Details of Woolly's crime are sketchy. According to police and family members, Woolly and Baumann were drinking and playing cards with friends Saturday night in a apartment at 4116 Westmeadow Drive.
At 3 a.m. Sunday police received a call of shots fired.
Baumann was declared dead at the scene. Woolly also shot himself, and was treated for a minor leg wound.
Soldiers who served in Woolly's regiment say many returning soldiers carry loaded weapons everywhere and drink heavily to bury the symptoms of combat stress.
Woolly was arrested Sunday afternoon on suspicion of manslaughter.
Manslaughter, as opposed to murder, indicates that a killing is not premeditated or intentional, said Sgt. Steve Noblitt, a police spokesman.
Woolly posted $10,000 bond and was released from jail Monday.
Baumann's death is the 11th homicide this year in the city.
Both victim and shooter had troubled pasts.
In the past two years, Baumann had been arrested for driving drunk and burglary and her dad had kicked her out of his house, her brother, Perry Greene said. But she was trying to clean up her life and get back to her family in Illinois.
"All she wanted to do was straighten out and come home," said Greene. "But she never got the chance."
Woolly was profoundly injured and in the process of being medically discharged from the Army.
The Oklahoma City native enlisted in the Army a month after graduating from high school in 2003.
He was assigned to the Lethal Warriors and patrolled door to door on foot in the deadliest places in Iraq. His unit suffered some of the highest casualties of any Fort Carson unit. They fought in the Sunni Triangle between 2004 and 2005 and in the center of Baghdad during the vicious sectarian fighting from 2006 to 2007.
At the time, they were part of the 2nd Infantry Division's 2nd Brigade Combat Team, which had 111 soldiers killed and more than 400 wounded in two tours in Iraq - accounting for about half of all casualties at Fort Carson. It is not unusual to see members of the unit with multiple Purple Hearts for being injured in battle.
Woolly was one.
He was injured by a large road-side bomb, according to soldiers in his unit.
During his second deployment, Woolly wrote on his Classmates.com profile, "ive been blown up by ieds (roadside bombs) had rpgs (rocket propelled grenades) and automatic machine gun rounds fly not a foot over my head mortared almost everything that could happen has happened ... I've lost some good buddies over here and its crazy to think that they are gone it just makes you think of how good you had it a civilian and why in gods name did you join the military but its a thing we all deal with here and we fight on to the next fight which come more and more each day its crazy."
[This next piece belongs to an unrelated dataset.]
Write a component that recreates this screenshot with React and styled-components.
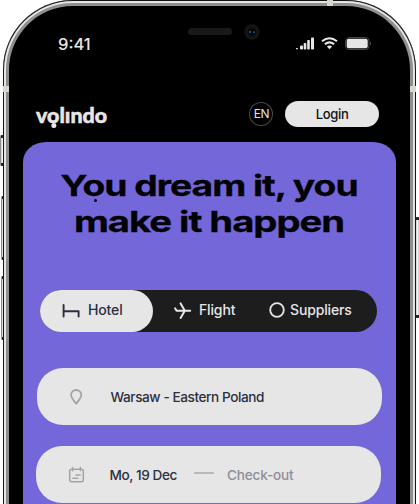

Not long after Woolly made the entry, a rocket propelled grenade slammed into his Humvee while he was in the gunner's turret, according to Needham, who is out on bail awaiting his murder trial. Woolly was blown out of the truck.
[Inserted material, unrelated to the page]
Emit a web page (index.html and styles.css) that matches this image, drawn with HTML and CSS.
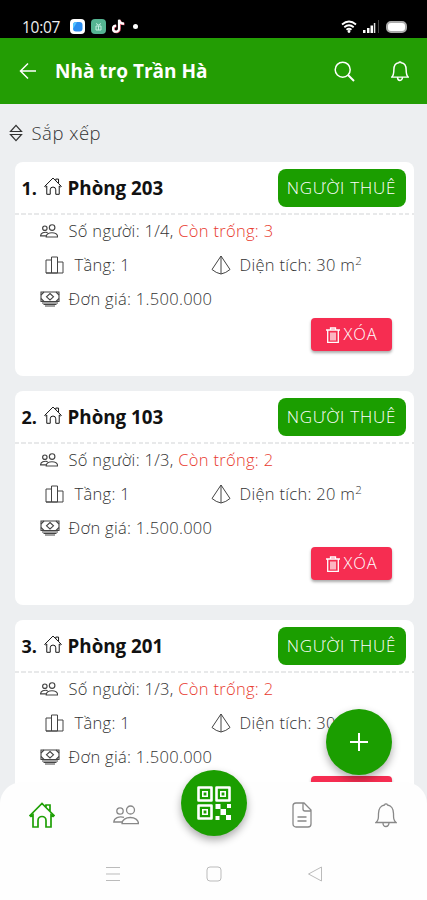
FILE: index.html
```html
<!DOCTYPE html>
<html lang="vi">
<head>
<meta charset="utf-8">
<title>Nhà trọ Trần Hà</title>
<link rel="stylesheet" href="styles.css">
</head>
<body>
<svg class="defs" aria-hidden="true">
  <symbol id="house" viewBox="0 0 26 26"><path d="M1 13.500 13 1.500l4 4V3h4v6.500l4 4-1 1-2-1.500V25h-5v-6.500a4 4 0 0 0-8 0V25H4V13l-2 1.500zM17 5.500l4 4"/></symbol>
  <symbol id="people" viewBox="0 0 26 20"><circle cx="17.500" cy="5" r="4"/><circle cx="7" cy="6" r="3.200"/><path d="M9 18.700c0-4 4-6.200 8.300-6.200s8.200 2.200 8.200 6.200zM11 12.300c-5-1.500-10 .7-10.200 4.700H9"/></symbol>
  <symbol id="floors" viewBox="0 0 20 18"><path d="M1 17V4h5.500v13zM6.500 17V1h6v16zM12.500 6H18v11H1"/></symbol>
  <symbol id="area" viewBox="0 0 20 20"><path d="M10 1 1 14.500Q5 18 10 19q5-1 9-4.500zM10 1v18"/></symbol>
  <symbol id="money" viewBox="0 0 20 16"><path d="M1 1h18v9.500H1z"/><path d="m10 2.500 3.500 3.300L10 9 6.500 5.800zM1 4 4 1M16 1l3 3M1 7.500l3 3M16 10.500l3-3M2 12h16M3.500 13.500h13M5 15h10"/></symbol>
  <symbol id="trash" viewBox="0 0 14 16"><path d="M0 3h14M4.500 2.500V1h5v1.500M1.700 3.500v12h10.600v-12M5 5.500v8M7 5.500v8M9 5.500v8"/></symbol>
  <symbol id="bell" viewBox="0 0 22 26"><path d="M1 20.500c2.500-2.500 2.500-4 2.500-9C3.500 7 6 3.500 9.500 3a1.600 1.600 0 0 1 3 0c3.500.5 6 4 6 8.500 0 5 0 6.500 2.500 9zM8 21a3 3.500 0 0 0 6 0"/></symbol>
</svg>
<main class="screen">
  <header class="status">
    <span class="time">10:07</span>
    <svg class="app" viewBox="0 0 15 15"><rect width="15" height="15" rx="4" fill="#fff"/><rect x="3" y="3" width="9.500" height="9.500" rx="3" fill="#2b8df0"/><path d="M3 10V6q0-3 4-3z" fill="#54c5ff"/></svg>
    <svg class="app" viewBox="0 0 15 15"><rect width="15" height="15" rx="4" fill="#55b492"/><path d="M5 4.500 7.500 6 10 4.500M5 7h5v4H5zM7.500 7v4" fill="none" stroke="#c4eee0"/></svg>
    <svg class="tiktok" viewBox="0 0 14 15"><path d="M7.500 1v9a3 3 0 1 1-3-3M7.500 1q.5 4 5 4" fill="none" stroke="#e85770" stroke-width="2.600"/><path d="M7 .7v9a3 3 0 1 1-3-3M7 .7q.5 4 5 4" fill="none" stroke="#fff" stroke-width="2.200"/></svg>
    <i class="dot"></i>
    <svg class="wifi" viewBox="0 0 16 13"><path d="M1 4.500q7-6 14 0M3.300 7.300q4.700-4 9.400 0M5.500 9.700q2.500-2 5 0" fill="none" stroke="#fff" stroke-width="1.800"/><circle cx="8" cy="11.500" r="1.400" fill="#fff"/></svg>
    <svg class="signal" viewBox="0 0 17 13"><path d="M0 10h2.500v3H0zM4 8h2.500v5H4zM7.500 5.500H10V13H7.500z" fill="#fff"/><path d="M10.800 3h1.500v10h-1.500z" fill="#ddd"/><path d="M15 0h1v13h-1z" fill="#444"/></svg>
    <i class="battery"></i>
  </header>
  <nav class="appbar">
    <svg class="back" viewBox="0 0 18 18"><path d="M17 9H1.500M9 1.500 1.500 9 9 16.500"/></svg>
    <h1>Nhà trọ Trần Hà</h1>
    <svg class="search" viewBox="0 0 21 21"><circle cx="8.700" cy="8.700" r="7.500"/><path d="m14 14 6 6" stroke-width="2"/></svg>
    <svg class="alert"><use href="#bell"/></svg>
  </nav>
  <section class="content">
    <div class="sort"><svg viewBox="0 0 14 18"><path d="M1.500 7.500 7 1.300l5.500 6.200zM1.500 10.500h11L7 16.700z"/></svg><span>Sắp xếp</span></div>

    <article class="card">
      <div class="head"><span class="num">1.</span><svg class="room"><use href="#house"/></svg><h2>Phòng 203</h2><button class="tenant">NGƯỜI THUÊ</button></div>
      <div class="row"><svg class="ic-people"><use href="#people"/></svg><span>Số người: 1/4, <em>Còn trống: 3</em></span></div>
      <div class="row split"><div class="cell"><svg class="ic-floor"><use href="#floors"/></svg><span>Tầng: 1</span></div><div class="cell"><svg class="ic-area"><use href="#area"/></svg><span>Diện tích: 30 m<sup>2</sup></span></div></div>
      <div class="row"><svg class="ic-money"><use href="#money"/></svg><span>Đơn giá: 1.500.000</span></div>
      <button class="delete"><svg><use href="#trash"/></svg><span>XÓA</span></button>
    </article>

    <article class="card">
      <div class="head"><span class="num">2.</span><svg class="room"><use href="#house"/></svg><h2>Phòng 103</h2><button class="tenant">NGƯỜI THUÊ</button></div>
      <div class="row"><svg class="ic-people"><use href="#people"/></svg><span>Số người: 1/3, <em>Còn trống: 2</em></span></div>
      <div class="row split"><div class="cell"><svg class="ic-floor"><use href="#floors"/></svg><span>Tầng: 1</span></div><div class="cell"><svg class="ic-area"><use href="#area"/></svg><span>Diện tích: 20 m<sup>2</sup></span></div></div>
      <div class="row"><svg class="ic-money"><use href="#money"/></svg><span>Đơn giá: 1.500.000</span></div>
      <button class="delete"><svg><use href="#trash"/></svg><span>XÓA</span></button>
    </article>

    <article class="card">
      <div class="head"><span class="num">3.</span><svg class="room"><use href="#house"/></svg><h2>Phòng 201</h2><button class="tenant">NGƯỜI THUÊ</button></div>
      <div class="row"><svg class="ic-people"><use href="#people"/></svg><span>Số người: 1/3, <em>Còn trống: 2</em></span></div>
      <div class="row split"><div class="cell"><svg class="ic-floor"><use href="#floors"/></svg><span>Tầng: 1</span></div><div class="cell"><svg class="ic-area"><use href="#area"/></svg><span>Diện tích: 30</span></div></div>
      <div class="row"><svg class="ic-money"><use href="#money"/></svg><span>Đơn giá: 1.500.000</span></div>
      <button class="delete" aria-label="Xóa"></button>
    </article>
  </section>
  <button class="fab" aria-label="Thêm"><svg viewBox="0 0 18 18"><path d="M9 0v18M0 9h18"/></svg></button>
  <footer class="bottom">
    <div class="tabs">
      <svg class="tab home"><use href="#house"/></svg>
      <svg class="tab group"><use href="#people"/></svg>
      <button class="qr" aria-label="QR"><svg viewBox="0 0 35 35"><path d="M1.500 1.500h13v13h-13zM19.500 1.500h13v13h-13zM1.500 19.500h13v13h-13z" fill="none" stroke="#fff" stroke-width="2.600" stroke-linejoin="round"/><path d="M5.800 5.800h4.400v4.400H5.800zM23.800 5.800h4.400v4.400h-4.400zM5.800 23.800h4.400v4.400H5.800z" fill="none" stroke="#fff" stroke-width="1.600"/><path d="M18.500 18h5v5h-5zM30 18h4v4h-4zM23.500 23h5.500v6h-5.500zM18.500 30h4v4h-4zM29 29h5v5h-5z" fill="#fff"/></svg></button>
      <svg class="tab doc" viewBox="0 0 20 26"><path d="M4 1h8l7 7v14a3 3 0 0 1-3 3H4a3 3 0 0 1-3-3V4a3 3 0 0 1 3-3zM11 1v6a2 2 0 0 0 2 2h6M5.500 15h9M5.500 19h9"/></svg>
      <svg class="tab bell"><use href="#bell"/></svg>
    </div>
    <div class="system">
      <svg viewBox="0 0 16 16"><path d="M1 1.500h14M1 8h14M1 14.500h14"/></svg>
      <svg viewBox="0 0 16 16"><rect x="1" y="1" width="14" height="14" rx="3"/></svg>
      <svg viewBox="0 0 16 16"><path d="M14.500 1v14L1.500 8z"/></svg>
    </div>
  </footer>
</main>
</body>
</html>
```
FILE: styles.css
```css
* { box-sizing: border-box; }
body { margin: 0; font-family: "Open Sans", sans-serif; color: #555; }
h1, h2 { margin: 0; }
button { border: 0; padding: 0; font: inherit; }
svg { flex: none; fill: none; stroke: currentColor; }
em { font-style: normal; color: #e8392e; }
.defs { position: absolute; width: 0; height: 0; }
.screen { position: relative; width: 427px; height: 900px; overflow: hidden; background: #edeff1; }

.status { height: 38px; padding: 15px 20px 0 22px; background: #000; display: flex; align-items: center; color: #eee; }
.status svg { stroke: none; }
.time { width: 38px; margin-right: 10px; font-size: 15.500px; line-height: 22px; letter-spacing: -.3px; white-space: nowrap; }
.app { width: 15px; height: 15px; margin-right: 6px; }
.tiktok { width: 14px; height: 15px; margin-right: 7px; }
.dot { width: 5px; height: 5px; border-radius: 50%; background: #fff; }
.wifi { width: 16px; height: 13px; margin-left: auto; }
.signal { width: 17px; height: 13px; margin: 0 6px; }
.battery { width: 21px; height: 12px; border: 2px solid #aaa; border-radius: 5px; background: #fff; }

.appbar { height: 66px; padding: 0 18px 0 19px; background: #239d04; color: #fff; display: flex; align-items: center; }
.back { width: 18px; height: 18px; margin-right: 18px; stroke-width: 1.500; }
.appbar h1 { font-size: 19px; line-height: 24px; font-weight: 700; white-space: nowrap; }
.search { width: 21px; height: 21px; margin-left: auto; stroke-width: 1.500; }
.alert { width: 18px; height: 22px; margin-left: 36px; stroke-width: 1.800; }

.content { padding: 0 13.500px 0 14.500px; }
.sort { height: 58px; margin-left: -6px; display: flex; align-items: center; gap: 9px; font-size: 18.500px; font-weight: 300; letter-spacing: .5px; color: #333; }
.sort span { margin-top: -2px; }
.sort svg { width: 14px; height: 18px; stroke-width: 1.200; }
.card { height: 214px; margin-bottom: 15px; background: #fff; border-radius: 8px; }
.head { height: 53px; margin-bottom: -1px; padding: 0 8px 2px 7px; background: repeating-linear-gradient(90deg, #e8e9ea 0 4px, #fff 4px 6.500px) bottom / 100% 2px no-repeat; display: flex; align-items: center; color: #111; }
.num { width: 22px; font-size: 18px; font-weight: 700; }
.room { width: 18px; height: 18px; margin: -4px 6px 0 0; stroke-width: 1.400; }
.head h2 { font-size: 18.800px; font-weight: 700; white-space: nowrap; }
.tenant { width: 128px; height: 38px; margin: 1px 0 0 auto; padding-bottom: 2px; border-radius: 8px; background: #1b9e00; color: #fff; font-size: 17px; font-weight: 300; letter-spacing: .8px; white-space: nowrap; }
.row { height: 34px; padding-left: 25px; display: flex; align-items: center; font-size: 16.500px; font-weight: 300; letter-spacing: .3px; line-height: 24px; white-space: nowrap; color: #333; }
.row svg { color: #444; }
.cell { display: flex; align-items: center; }
.split { padding-left: 30px; }
.split .cell:first-child { width: 166px; }
.ic-people { width: 18px; height: 14px; margin-right: 11px; stroke-width: 1.700; }
.ic-floor { width: 20px; height: 18px; margin-right: 10px; }
.ic-area { width: 20px; height: 20px; margin-right: 9px; }
.ic-money { width: 20px; height: 16px; margin-right: 9px; stroke-width: 1.100; }
sup { font-size: 11.500px; line-height: 0; vertical-align: 6px; }
.delete { width: 81px; height: 33px; margin: 2px 21.500px 0 auto; border-radius: 4px; background: #f62d51; color: #fff; box-shadow: 0 2px 3px #0005; display: flex; align-items: center; justify-content: center; gap: 4px; font-size: 16.500px; font-weight: 300; letter-spacing: .8px; }
.delete svg { width: 14px; height: 16px; stroke-width: 1.300; }
.delete span { margin-top: -2px; }

.fab, .qr { width: 66px; height: 66px; border-radius: 50%; background: #1b9e00; color: #fff; display: flex; align-items: center; justify-content: center; box-shadow: 0 4px 8px #0005; }
.fab { position: absolute; left: 326px; top: 709px; }
.fab svg { width: 18px; height: 18px; stroke-width: 2; }
.bottom { position: absolute; left: 0; right: 0; bottom: 0; height: 118px; background: #fefefe; border-radius: 22px 22px 0 0; color: #888; }
.tabs { height: 66px; padding: 0 30px 0 29px; display: flex; align-items: center; }
.tab { stroke-width: 1.300; }
.home { width: 26px; height: 26px; color: #1fa006; margin-right: 58px; stroke-width: 1.700; }
.group { width: 26px; height: 20px; margin: 0 42px 0 0; }
.qr { margin: -24px 45px 0 0; }
.qr svg { width: 35px; height: 35px; stroke: none; }
.doc { width: 20px; height: 26px; }
.bell { width: 22px; height: 26px; margin-left: auto; }
.system { display: flex; justify-content: center; gap: 85px; padding-top: 18px; color: #bbb; }
.system svg { width: 16px; height: 16px; }
```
"He was a nice guy, but like everyone else in the unit, he was suffering from stress and depression," Needham said through his father, Mike Needham, Monday.
Woolly's grandmother, Gladys Woolly, reached at her home in Oklahoma City, said her grandson suffered multiple concussions in repeated bomb blasts that killed other soldiers.
"He was blowed up so many times until it damaged his brain and he couldn't be a soldier no more. He had to get out of there," she said.
According to Fort Carson, Woolly had been transferred to the post's newly created Warrior Transition Unit, which takes soldiers with physical and psychiatric problems who are in the process of leaving the army.
It is unclear whether Woolly's injuries were physical, mental, or both.
His grandmother said he was scheduled to be discharged in two weeks.
The Army would not comment on his medical condition.